Write out the entire listing below exactly, with the pictures left out.

+++ Data shown

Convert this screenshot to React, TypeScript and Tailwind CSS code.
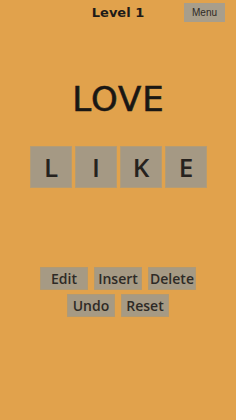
export default function App() {
  const letters = ["L", "I", "K", "E"];
  const row1 = ["Edit", "Insert", "Delete"];
  const row2 = ["Undo", "Reset"];
  const btn =
    "w-[48px] h-[23px] flex items-center justify-center bg-[#a69a84] border border-[#b09a74] text-[14px] font-semibold text-[#2e2a26] font-['Open_Sans',sans-serif]";

  return (
    <div className="w-[236px] h-[420px] bg-[#e1a24c] flex flex-col font-['DejaVu_Sans',sans-serif] text-[#1e1b18]">
      <div className="relative h-[25px] flex items-center justify-center">
        <span className="text-[13px] font-bold">Level 1</span>
        <button className="absolute right-[11px] top-[3px] w-[41px] h-[19px] bg-[#a89e8b] text-[10px] text-[#2e2a26] font-['Liberation_Sans',sans-serif]">
          Menu
        </button>
      </div>

      <div className="mt-[57px] flex justify-center pl-[1px]">
        <span className="text-[34px] leading-none tracking-[1px] text-[#1a1714] [-webkit-text-stroke:0.6px_#1a1714]">LOVE</span>
      </div>

      <div className="mt-[30px] flex justify-center gap-[3px] pl-[1px]">
        {letters.map((l) => (
          <div
            key={l}
            className="w-[42px] h-[42px] bg-[#a59984] border border-[#b39c76] flex items-center justify-center text-[26px] font-semibold text-[#26221e] font-['Open_Sans',sans-serif]"
          >
            {l}
          </div>
        ))}
      </div>

      <div className="mt-[79px] flex flex-col items-center gap-[4px]">
        <div className="flex gap-[6px]">
          {row1.map((t) => (
            <div key={t} className={btn}>
              {t}
            </div>
          ))}
        </div>
        <div className="flex gap-[6px]">
          {row2.map((t) => (
            <div key={t} className={btn}>
              {t}
            </div>
          ))}
        </div>
      </div>
    </div>
  );
}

++++++

→ The solution
Convert this screenshot to React, TypeScript and Tailwind CSS code.
export default function App() {
  const letters = ["L", "I", "K", "E"];
  const row1 = ["Edit", "Insert", "Delete"];
  const row2 = ["Undo", "Reset"];
  const btn =
    "w-[48px] h-[23px] flex items-center justify-center bg-[#a69a84] border border-[#b09a74] text-[14px] font-semibold text-[#2e2a26] font-['Open_Sans',sans-serif]";

  return (
    <div className="w-[236px] h-[420px] bg-[#e1a24c] flex flex-col font-['DejaVu_Sans',sans-serif] text-[#1e1b18]">
      <div className="relative h-[25px] flex items-center justify-center">
        <span className="text-[13px] font-bold">Level 1</span>
        <button className="absolute right-[11px] top-[3px] w-[41px] h-[19px] bg-[#a89e8b] text-[10px] text-[#2e2a26] font-['Liberation_Sans',sans-serif]">
          Menu
        </button>
      </div>

      <div className="mt-[57px] flex justify-center pl-[1px]">
        <span className="text-[34px] leading-none tracking-[1px] text-[#1a1714] [-webkit-text-stroke:0.6px_#1a1714]">LOVE</span>
      </div>

      <div className="mt-[30px] flex justify-center gap-[3px] pl-[1px]">
        {letters.map((l) => (
          <div
            key={l}
            className="w-[42px] h-[42px] bg-[#a59984] border border-[#b39c76] flex items-center justify-center text-[26px] font-semibold text-[#26221e] font-['Open_Sans',sans-serif]"
          >
            {l}
          </div>
        ))}
      </div>

      <div className="mt-[79px] flex flex-col items-center gap-[4px]">
        <div className="flex gap-[6px]">
          {row1.map((t) => (
            <div key={t} className={btn}>
              {t}
            </div>
          ))}
        </div>
        <div className="flex gap-[6px]">
          {row2.map((t) => (
            <div key={t} className={btn}>
              {t}
            </div>
          ))}
        </div>
      </div>
    </div>
  );
}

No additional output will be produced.